» Request: Copy out all lines where "this" appears.

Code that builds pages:
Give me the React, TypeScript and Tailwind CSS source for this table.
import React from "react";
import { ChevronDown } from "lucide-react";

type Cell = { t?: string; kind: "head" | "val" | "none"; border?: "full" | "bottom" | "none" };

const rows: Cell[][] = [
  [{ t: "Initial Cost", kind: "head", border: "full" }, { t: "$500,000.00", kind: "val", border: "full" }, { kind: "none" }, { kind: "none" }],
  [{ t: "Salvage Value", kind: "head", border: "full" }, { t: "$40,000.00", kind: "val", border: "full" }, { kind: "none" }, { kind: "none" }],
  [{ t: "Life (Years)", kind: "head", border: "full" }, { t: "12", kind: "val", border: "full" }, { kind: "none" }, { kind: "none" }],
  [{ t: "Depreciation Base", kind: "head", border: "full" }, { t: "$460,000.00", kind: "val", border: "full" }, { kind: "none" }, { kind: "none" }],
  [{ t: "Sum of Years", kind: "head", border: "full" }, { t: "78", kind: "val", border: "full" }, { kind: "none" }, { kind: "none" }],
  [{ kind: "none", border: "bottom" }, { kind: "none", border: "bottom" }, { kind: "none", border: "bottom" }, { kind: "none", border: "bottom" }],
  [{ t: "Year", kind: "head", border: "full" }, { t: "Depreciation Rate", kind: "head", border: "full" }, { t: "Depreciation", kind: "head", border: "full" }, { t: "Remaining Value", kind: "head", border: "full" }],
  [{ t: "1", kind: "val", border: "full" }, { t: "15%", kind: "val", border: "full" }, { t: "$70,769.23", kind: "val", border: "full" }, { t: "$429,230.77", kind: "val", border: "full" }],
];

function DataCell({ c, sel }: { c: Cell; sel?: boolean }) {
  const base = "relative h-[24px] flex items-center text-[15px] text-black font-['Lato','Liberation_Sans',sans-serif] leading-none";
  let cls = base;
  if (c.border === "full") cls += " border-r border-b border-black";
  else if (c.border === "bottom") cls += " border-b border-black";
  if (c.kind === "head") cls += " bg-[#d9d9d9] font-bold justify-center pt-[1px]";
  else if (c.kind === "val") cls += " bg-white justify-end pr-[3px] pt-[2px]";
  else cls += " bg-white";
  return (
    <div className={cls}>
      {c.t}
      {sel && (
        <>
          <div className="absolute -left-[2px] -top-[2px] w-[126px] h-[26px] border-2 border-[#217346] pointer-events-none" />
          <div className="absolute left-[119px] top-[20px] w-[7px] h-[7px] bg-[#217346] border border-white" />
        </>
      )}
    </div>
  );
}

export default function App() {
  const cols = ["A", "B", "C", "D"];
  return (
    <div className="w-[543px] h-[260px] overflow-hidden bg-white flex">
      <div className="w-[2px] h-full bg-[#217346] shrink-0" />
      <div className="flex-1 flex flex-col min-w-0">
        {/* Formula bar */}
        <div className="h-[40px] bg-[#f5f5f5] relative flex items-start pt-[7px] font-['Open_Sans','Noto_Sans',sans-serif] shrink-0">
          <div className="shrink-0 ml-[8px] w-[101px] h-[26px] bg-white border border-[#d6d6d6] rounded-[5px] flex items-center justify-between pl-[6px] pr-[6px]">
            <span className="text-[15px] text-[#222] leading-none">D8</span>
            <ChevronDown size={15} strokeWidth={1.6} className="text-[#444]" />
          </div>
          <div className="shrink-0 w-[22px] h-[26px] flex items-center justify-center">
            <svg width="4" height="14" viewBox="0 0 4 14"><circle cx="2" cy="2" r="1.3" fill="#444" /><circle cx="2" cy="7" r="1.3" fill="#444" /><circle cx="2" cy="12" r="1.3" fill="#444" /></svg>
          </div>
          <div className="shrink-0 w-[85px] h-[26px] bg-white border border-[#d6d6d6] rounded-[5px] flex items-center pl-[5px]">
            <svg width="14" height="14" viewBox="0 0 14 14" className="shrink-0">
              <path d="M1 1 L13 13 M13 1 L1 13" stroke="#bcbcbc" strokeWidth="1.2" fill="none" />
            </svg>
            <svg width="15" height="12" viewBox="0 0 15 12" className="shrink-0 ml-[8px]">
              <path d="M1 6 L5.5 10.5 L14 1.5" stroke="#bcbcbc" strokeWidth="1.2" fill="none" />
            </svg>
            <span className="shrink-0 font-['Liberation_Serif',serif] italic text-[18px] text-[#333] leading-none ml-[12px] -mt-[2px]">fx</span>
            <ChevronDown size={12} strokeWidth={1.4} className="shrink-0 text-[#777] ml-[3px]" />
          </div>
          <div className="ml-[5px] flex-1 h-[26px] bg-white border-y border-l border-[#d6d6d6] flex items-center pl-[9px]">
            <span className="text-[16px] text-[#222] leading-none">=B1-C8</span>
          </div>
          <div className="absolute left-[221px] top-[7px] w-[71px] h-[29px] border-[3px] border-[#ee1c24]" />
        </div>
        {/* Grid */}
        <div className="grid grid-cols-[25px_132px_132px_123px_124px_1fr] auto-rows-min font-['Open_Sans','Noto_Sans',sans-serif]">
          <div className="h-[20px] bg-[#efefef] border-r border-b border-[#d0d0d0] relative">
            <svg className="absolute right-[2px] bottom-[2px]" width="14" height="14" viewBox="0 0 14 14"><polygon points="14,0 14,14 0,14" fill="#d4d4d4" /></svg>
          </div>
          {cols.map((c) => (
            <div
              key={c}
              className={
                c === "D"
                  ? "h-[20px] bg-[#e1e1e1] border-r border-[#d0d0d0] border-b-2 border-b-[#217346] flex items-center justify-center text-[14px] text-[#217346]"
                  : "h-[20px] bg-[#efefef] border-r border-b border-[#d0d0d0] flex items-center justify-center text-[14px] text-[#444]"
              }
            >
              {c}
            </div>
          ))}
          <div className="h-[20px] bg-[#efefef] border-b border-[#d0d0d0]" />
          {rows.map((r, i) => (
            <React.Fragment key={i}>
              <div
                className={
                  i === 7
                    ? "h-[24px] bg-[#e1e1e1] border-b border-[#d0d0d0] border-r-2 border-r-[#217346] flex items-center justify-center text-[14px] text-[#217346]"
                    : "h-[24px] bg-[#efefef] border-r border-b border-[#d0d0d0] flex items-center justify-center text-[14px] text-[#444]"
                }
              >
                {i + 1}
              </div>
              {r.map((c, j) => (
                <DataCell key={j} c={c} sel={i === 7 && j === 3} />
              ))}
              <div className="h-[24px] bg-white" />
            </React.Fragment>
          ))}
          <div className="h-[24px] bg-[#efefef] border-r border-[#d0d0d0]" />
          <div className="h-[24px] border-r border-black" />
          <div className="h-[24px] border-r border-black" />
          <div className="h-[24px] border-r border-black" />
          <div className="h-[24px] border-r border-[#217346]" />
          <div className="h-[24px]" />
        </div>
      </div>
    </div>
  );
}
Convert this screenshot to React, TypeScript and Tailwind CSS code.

» The result:
Give me the React, TypeScript and Tailwind CSS source for this table.
Convert this screenshot to React, TypeScript and Tailwind CSS code.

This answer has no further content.